Descobrir e prevenir armadilhas do caminho desta história ancestral do "homem malvado" (marãyu, marajó), herdeiro da matriarca cobra Jararaca, na iconografia da cerâmica marajoara; animal totêmico que ensinou aos pajés o segredo mortal do curare (veneno de dardos atirados com zarabatana e flechas mortalíssimas que fizeram o bom selvagem tupinambá parar ao longe do paraíso cobiçado, cuja fama dos "índios bravios, desertores e escravos fugidos" retardaram a construção dos currais de gado até o ano de 1680). 

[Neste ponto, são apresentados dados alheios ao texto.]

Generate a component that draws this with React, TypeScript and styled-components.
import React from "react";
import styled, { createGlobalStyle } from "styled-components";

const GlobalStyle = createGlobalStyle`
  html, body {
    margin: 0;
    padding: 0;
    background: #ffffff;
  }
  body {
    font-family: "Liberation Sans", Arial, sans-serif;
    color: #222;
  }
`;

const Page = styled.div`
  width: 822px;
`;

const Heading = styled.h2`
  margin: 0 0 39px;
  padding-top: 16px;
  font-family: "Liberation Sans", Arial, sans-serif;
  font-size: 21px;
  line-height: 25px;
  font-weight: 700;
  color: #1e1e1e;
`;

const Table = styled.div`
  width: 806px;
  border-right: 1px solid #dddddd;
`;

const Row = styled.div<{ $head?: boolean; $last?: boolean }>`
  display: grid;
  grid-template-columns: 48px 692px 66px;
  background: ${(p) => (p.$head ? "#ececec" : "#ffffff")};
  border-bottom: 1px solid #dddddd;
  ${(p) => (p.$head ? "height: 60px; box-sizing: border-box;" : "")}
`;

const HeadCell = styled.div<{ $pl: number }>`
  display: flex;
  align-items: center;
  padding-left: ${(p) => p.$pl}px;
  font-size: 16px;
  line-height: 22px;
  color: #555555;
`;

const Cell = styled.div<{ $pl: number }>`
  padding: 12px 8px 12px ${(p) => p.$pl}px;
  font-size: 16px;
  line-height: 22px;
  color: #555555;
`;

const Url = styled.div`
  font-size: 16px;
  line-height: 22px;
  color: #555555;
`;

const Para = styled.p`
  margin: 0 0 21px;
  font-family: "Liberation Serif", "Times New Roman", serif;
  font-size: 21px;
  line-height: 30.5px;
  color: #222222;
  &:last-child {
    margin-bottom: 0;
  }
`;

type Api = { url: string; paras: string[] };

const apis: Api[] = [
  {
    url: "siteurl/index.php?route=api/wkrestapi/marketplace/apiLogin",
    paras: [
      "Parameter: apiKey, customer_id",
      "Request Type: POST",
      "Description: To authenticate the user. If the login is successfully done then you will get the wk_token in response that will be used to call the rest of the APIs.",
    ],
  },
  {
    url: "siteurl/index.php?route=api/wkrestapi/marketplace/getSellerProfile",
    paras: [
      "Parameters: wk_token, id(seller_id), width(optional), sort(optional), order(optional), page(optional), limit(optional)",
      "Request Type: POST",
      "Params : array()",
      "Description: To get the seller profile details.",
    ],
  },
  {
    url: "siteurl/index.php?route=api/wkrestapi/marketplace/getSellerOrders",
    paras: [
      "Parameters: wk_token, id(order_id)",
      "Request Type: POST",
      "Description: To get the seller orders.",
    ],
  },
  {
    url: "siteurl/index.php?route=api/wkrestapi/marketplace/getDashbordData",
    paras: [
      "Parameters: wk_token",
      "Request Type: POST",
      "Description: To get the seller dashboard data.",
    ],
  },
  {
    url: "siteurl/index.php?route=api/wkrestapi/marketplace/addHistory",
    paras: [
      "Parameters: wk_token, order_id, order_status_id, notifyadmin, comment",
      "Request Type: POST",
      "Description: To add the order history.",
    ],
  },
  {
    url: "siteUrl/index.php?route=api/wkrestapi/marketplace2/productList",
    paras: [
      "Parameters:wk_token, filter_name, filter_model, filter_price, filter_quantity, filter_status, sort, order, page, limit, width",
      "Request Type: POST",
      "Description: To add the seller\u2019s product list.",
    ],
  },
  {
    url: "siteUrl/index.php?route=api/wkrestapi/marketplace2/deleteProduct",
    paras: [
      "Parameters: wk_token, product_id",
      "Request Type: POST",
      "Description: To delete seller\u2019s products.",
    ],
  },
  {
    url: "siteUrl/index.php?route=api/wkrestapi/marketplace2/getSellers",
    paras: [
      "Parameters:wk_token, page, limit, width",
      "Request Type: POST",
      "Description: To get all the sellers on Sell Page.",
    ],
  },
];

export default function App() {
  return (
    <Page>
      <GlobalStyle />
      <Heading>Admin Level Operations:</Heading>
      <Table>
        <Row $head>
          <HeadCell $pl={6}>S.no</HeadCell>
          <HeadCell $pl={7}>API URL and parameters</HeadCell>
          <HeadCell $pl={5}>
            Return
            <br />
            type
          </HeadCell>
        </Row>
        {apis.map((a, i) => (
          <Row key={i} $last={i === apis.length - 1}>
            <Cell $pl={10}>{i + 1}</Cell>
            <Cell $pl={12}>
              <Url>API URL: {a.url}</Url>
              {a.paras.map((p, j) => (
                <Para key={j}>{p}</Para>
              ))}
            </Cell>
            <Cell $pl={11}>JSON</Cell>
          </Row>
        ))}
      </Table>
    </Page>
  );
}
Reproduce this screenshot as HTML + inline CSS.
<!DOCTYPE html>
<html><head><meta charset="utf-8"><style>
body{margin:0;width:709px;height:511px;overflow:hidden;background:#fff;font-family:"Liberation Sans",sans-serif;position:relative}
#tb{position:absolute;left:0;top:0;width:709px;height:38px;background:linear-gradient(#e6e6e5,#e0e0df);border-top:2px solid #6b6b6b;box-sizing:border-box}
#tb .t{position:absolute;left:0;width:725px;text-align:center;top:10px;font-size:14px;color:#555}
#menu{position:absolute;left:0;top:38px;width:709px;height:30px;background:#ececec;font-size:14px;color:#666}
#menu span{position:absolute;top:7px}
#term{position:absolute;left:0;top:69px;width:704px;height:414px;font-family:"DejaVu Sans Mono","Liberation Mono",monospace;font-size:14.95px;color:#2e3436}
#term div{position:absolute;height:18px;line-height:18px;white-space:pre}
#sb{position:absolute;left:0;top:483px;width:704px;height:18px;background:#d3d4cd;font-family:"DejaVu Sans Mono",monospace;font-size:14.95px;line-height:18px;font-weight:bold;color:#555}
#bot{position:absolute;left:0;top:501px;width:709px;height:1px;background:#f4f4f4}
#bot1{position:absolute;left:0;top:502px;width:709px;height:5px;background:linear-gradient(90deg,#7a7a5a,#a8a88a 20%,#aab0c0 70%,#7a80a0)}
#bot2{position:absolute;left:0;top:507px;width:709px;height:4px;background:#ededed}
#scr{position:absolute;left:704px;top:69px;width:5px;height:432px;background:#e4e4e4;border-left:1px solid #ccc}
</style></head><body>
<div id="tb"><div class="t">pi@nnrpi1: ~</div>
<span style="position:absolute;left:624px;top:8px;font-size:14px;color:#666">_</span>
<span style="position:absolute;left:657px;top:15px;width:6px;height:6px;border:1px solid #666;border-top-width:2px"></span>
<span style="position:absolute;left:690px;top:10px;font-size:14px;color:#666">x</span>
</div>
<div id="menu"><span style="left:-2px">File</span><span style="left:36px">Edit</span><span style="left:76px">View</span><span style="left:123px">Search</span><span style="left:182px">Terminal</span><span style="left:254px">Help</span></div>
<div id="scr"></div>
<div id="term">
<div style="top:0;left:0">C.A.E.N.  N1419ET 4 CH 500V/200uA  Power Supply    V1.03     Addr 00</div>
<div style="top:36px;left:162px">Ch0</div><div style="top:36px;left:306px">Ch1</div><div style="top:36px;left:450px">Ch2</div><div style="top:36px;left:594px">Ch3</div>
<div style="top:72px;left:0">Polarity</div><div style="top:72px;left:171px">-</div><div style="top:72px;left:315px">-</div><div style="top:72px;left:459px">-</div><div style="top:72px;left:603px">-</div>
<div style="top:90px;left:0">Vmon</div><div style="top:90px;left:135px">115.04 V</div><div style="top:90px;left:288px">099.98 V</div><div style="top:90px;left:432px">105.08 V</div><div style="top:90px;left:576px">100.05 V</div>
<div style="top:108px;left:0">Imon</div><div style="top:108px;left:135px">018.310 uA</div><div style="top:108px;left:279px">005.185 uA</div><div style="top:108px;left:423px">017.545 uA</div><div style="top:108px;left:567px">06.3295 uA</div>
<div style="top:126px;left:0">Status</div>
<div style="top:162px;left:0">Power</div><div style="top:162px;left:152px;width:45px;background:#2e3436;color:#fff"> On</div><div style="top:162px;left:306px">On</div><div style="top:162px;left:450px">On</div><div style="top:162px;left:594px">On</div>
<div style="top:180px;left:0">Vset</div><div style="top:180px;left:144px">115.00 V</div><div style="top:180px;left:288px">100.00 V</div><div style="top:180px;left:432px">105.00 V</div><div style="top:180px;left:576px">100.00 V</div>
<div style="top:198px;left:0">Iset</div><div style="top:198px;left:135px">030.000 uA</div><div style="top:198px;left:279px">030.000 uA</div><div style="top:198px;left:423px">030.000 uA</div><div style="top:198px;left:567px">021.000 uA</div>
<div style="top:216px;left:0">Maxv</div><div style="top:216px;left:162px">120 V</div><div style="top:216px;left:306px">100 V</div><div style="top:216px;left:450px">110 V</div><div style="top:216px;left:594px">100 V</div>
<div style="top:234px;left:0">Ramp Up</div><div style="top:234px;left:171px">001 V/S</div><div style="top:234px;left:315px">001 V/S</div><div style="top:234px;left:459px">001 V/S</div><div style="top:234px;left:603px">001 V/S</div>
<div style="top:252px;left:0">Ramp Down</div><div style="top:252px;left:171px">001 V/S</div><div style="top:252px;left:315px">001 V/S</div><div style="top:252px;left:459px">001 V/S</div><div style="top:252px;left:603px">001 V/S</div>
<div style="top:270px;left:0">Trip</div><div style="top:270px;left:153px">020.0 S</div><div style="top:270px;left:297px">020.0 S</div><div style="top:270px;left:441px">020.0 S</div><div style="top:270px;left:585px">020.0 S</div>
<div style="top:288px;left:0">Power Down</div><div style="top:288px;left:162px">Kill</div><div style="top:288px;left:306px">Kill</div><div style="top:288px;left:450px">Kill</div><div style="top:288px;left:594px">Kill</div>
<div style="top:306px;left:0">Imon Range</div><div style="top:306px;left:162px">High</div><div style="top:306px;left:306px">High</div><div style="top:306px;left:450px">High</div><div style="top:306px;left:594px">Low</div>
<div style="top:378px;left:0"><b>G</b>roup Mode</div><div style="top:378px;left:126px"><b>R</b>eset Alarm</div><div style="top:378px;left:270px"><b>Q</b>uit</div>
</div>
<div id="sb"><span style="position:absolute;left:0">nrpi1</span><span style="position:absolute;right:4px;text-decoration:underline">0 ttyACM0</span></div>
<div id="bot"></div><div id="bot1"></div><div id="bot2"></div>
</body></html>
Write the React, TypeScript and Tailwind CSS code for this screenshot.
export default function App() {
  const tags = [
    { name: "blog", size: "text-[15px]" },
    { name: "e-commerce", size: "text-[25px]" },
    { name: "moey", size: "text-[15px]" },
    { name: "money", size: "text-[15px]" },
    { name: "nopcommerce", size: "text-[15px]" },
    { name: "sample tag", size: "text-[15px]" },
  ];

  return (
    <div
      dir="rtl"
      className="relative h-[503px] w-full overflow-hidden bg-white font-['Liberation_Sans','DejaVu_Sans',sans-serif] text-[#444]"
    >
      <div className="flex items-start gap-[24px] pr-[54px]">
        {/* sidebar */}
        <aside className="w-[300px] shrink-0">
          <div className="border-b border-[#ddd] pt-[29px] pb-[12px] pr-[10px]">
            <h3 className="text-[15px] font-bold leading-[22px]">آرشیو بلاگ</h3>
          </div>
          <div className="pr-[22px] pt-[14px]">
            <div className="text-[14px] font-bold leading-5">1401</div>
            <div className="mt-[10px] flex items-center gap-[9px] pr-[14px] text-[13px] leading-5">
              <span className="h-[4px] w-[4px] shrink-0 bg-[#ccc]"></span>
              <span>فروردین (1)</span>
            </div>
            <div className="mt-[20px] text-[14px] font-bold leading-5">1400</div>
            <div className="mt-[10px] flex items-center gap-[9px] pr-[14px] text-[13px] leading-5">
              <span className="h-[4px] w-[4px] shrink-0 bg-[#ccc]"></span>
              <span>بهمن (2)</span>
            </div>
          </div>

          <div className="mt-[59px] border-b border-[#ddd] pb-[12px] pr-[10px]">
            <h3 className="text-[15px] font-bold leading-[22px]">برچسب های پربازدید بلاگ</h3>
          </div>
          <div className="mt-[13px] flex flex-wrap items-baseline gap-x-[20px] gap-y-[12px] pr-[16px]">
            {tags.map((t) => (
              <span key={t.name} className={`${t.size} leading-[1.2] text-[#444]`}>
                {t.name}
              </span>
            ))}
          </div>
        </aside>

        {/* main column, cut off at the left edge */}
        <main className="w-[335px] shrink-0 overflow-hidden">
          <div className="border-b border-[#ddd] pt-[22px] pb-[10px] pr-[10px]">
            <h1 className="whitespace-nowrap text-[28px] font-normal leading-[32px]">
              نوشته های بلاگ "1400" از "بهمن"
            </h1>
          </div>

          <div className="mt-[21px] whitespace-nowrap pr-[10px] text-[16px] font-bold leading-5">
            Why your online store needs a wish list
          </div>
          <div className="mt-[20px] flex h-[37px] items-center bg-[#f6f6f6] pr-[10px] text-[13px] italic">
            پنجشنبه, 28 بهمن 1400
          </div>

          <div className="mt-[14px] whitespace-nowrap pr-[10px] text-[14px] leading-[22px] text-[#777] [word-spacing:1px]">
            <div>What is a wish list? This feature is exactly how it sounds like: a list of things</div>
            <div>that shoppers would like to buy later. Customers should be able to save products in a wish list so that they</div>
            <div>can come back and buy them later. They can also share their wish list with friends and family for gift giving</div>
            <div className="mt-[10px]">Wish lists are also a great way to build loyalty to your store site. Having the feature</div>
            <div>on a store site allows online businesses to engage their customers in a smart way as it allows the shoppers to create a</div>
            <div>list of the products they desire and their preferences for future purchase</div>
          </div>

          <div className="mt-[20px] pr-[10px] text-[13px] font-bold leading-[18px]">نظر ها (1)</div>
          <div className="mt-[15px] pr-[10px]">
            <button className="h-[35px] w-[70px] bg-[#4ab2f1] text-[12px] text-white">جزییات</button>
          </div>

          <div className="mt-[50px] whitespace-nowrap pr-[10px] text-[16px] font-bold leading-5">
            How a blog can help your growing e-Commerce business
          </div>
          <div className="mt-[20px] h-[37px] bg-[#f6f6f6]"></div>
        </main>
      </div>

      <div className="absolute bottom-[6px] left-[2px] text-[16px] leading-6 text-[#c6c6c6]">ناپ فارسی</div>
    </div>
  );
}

Deus e o Diabo (o Bem e o Mal) se escondem nos detalhes da divina comédia: dentro da cabeça e do coração do homem. Todavia, já dizia o índio no processo da primeira visitação do Santo Ofício (cf. "A Heresia dos Índios", de Ronaldo Vainfas) "Deus criou o homem para dormir e sonhar". O índio morreu enforcado na Bahia de todos os orixás por sentença sumária do inquisidor, o "payaçu" dos índios foi condenado pelo tribunal da Inquisição devido à heresia judaizante do "Reino de Jesus Cristo consumado na terra", utopia evangelizadora mais conhecida como o Quinto Império do mundo... 

Não importa! A gente continua a sonhar com o paraíso reconquistado e o melhor lugar do mundo para redescobrir o espírito destas coisas é o Marajó, portal das regiões amazônicas. Lugar encantado, na fronteira entre o real e a imaginação.